Power of Internal Communications
The true power of internal communications lies in its ability to drive financial success. By recognizing the narrative behind ROI in communications, decision-makers can grasp the tangible benefits that effective internal communications platforms bring to organizations.
Engaged employees, reduced turnover costs, increased productivity, and improved financial performance are all outcomes of strategic communication investments. But it is not just engagement and retention, organizations are finding that they are getting measurable value from their internal comms platform. By embracing internal communications platforms, organizations can unlock their full potential and achieve long-term financial success.
What’s Next?
Leverage the power of our internal communication ROI calculator to see the effectiveness of your communication strategies.
Try it now and elevate your internal communication game.
FAQ
To effectively communicate ROI, leverage visuals and data to showcase tangible results. Align your message with stakeholder priorities to highlight the value of the investment. Present clear objectives and use charts, graphs, and infographics to make complex information more accessible. Be transparent about assumptions and address potential risks, ensuring your communication resonates with decision-makers.
Measuring ROI in communications involves calculating the return on investment for specific campaigns or initiatives. Quantify the monetary gains or cost savings resulting from the communication efforts and divide it by the total cost of the campaign. Express the ROI as a percentage, showcasing the effectiveness and success of the communication strategy.
Executives may face several challenges when determining the return on investment (ROI) in internal communications:
– Quantifying the impact: Internal communications’ impact is often indirect and difficult to quantify. It can involve changes in employee behavior, engagement, productivity, and retention.

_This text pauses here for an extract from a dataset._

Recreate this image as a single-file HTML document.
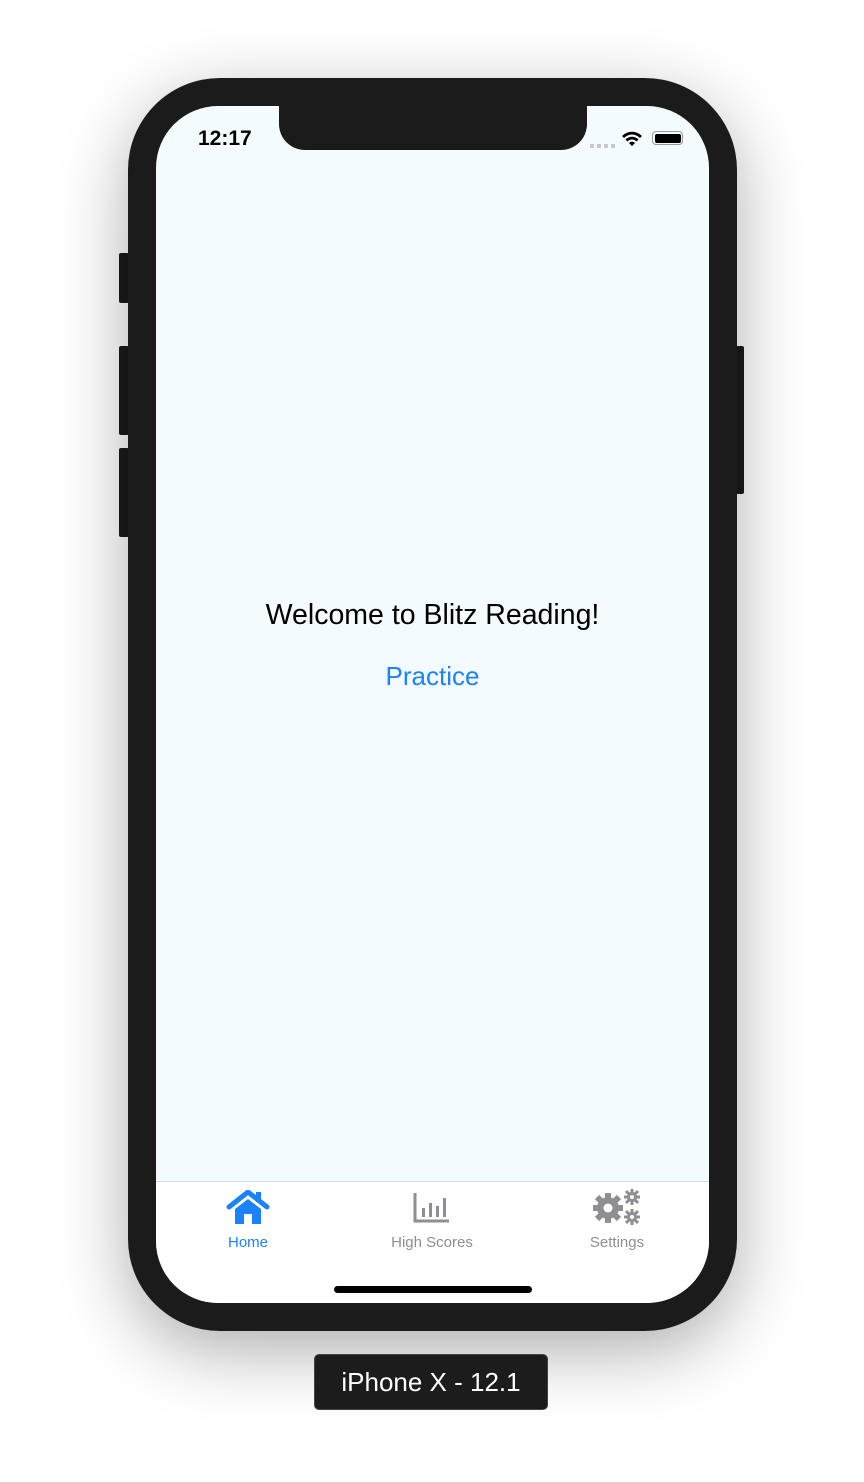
<!DOCTYPE html>
<html><head><style>
body{margin:0;width:864px;height:1482px;background:#fff;position:relative;overflow:hidden;font-family:"Liberation Sans",sans-serif}
.a{position:absolute}
.phone{left:128px;top:78px;width:609px;height:1253px;border-radius:92px;background:#1b1b1b;box-shadow:0 20px 70px rgba(0,0,0,.32)}
.btn{background:#1b1b1b;border-radius:2px}
.screen{left:156px;top:106px;width:553px;height:1197px;border-radius:62px;background:#f4fbfe;overflow:hidden}
.notch{left:123px;top:-2px;width:308px;height:46px;background:#1b1b1b;border-radius:0 0 26px 26px}
.tab{left:0;top:1075px;width:553px;height:122px;background:#fff;border-top:1px solid #d8dde0}
.lbl{font-size:15px;text-align:center;width:160px}
</style></head><body>
<div class="a btn" style="left:119px;top:253px;width:10px;height:50px"></div>
<div class="a btn" style="left:119px;top:346px;width:10px;height:89px"></div>
<div class="a btn" style="left:119px;top:448px;width:10px;height:89px"></div>
<div class="a btn" style="left:736px;top:346px;width:8px;height:148px"></div>
<div class="a phone"></div>
<div class="a screen">
 <div class="a notch"></div>
 <div class="a" style="left:42px;top:21px;font-size:21px;font-weight:bold;color:#000">12:17</div>
 <div class="a" style="left:434px;top:38px;width:26px;height:4px;background:repeating-linear-gradient(90deg,#c8c8c8 0 4px,transparent 4px 7px)"></div>
 <svg class="a" style="left:465px;top:24px" width="22" height="17" viewBox="0 0 22 17"><path d="M1 6a14 14 0 0 1 20 0l-2 2a11 11 0 0 0-16 0z M4.5 9.5a9 9 0 0 1 13 0l-2 2a6 6 0 0 0-9 0z M8 13a4 4 0 0 1 6 0l-3 3z" fill="#000"/></svg>
 <div class="a" style="left:496px;top:25px;width:31px;height:14px;border:1.5px solid #999;border-radius:4px;box-sizing:border-box;padding:1.5px"><div style="background:#000;height:100%;border-radius:2px"></div></div>
 <div class="a" style="left:0;top:493px;width:553px;text-align:center;font-size:28.5px;color:#000">Welcome to Blitz Reading!</div>
 <div class="a" style="left:0;top:555px;width:553px;text-align:center;font-size:26px;color:#1a82fb">Practice</div>
 <div class="a tab">
  <svg class="a" style="left:70px;top:8px" width="44" height="36" viewBox="0 0 44 36"><path d="M3 17L22 2l19 15" stroke="#1a82fb" stroke-width="5" fill="none" stroke-linecap="round"/><rect x="30" y="2" width="5" height="10" fill="#1a82fb"/><path d="M9 19L22 9l13 10v15H26v-10h-8v10H9z" fill="#1a82fb"/></svg>
  <div class="a lbl" style="left:12px;top:52px;color:#1a82fb">Home</div>
  <svg class="a" style="left:256px;top:8px" width="40" height="34" viewBox="0 0 40 34"><path d="M3 3v28h34" stroke="#8e8e93" stroke-width="3" fill="none"/><rect x="10" y="18" width="3" height="9" fill="#8e8e93"/><rect x="17" y="13" width="3" height="14" fill="#8e8e93"/><rect x="24" y="16" width="3" height="11" fill="#8e8e93"/><rect x="31" y="8" width="3" height="19" fill="#8e8e93"/></svg>
  <div class="a lbl" style="left:196px;top:52px;color:#8e8e93">High Scores</div>
  <svg class="a" style="left:436px;top:6px" width="50" height="38" viewBox="0 0 50 38"><g fill="#8e8e93"><circle cx="16" cy="20" r="11"/><g stroke="#8e8e93" stroke-width="6"><path d="M16 5v30M1 20h30M5 9l22 22M27 9L5 31"/></g><circle cx="40" cy="9" r="5"/><path d="M40 1v16M32 9h16M34 3l12 12M46 3L34 15" stroke="#8e8e93" stroke-width="3"/><circle cx="40" cy="29" r="5"/><path d="M40 21v16M32 29h16M34 23l12 12M46 23L34 35" stroke="#8e8e93" stroke-width="3"/></g><circle cx="16" cy="20" r="4.5" fill="#fff"/><circle cx="40" cy="9" r="2" fill="#fff"/><circle cx="40" cy="29" r="2" fill="#fff"/></svg>
  <div class="a lbl" style="left:381px;top:52px;color:#8e8e93">Settings</div>
  <div class="a" style="left:178px;top:104px;width:198px;height:7px;border-radius:4px;background:#000"></div>
 </div>
</div>
<div class="a" style="left:314px;top:1354px;width:234px;height:56px;background:#1c1c1c;border-radius:5px;border:1px solid #444;box-sizing:border-box;color:#fff;font-size:26px;text-align:center;line-height:54px">iPhone X - 12.1</div>
</body></html>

– Time lag: Determining an ROI evaluation period might be difficult. It can be challenging to distinguish the impact of internal communications initiatives. Also, there are other factors influencing employee performance or business outcomes.
– Multiple variables: Understanding the impact of one initiative and determining its contribution to ROI can be difficult.
– Lack of standardized metrics: There are no standard metrics for measuring internal communications, so it can be challenging to come up with a rigorous approach.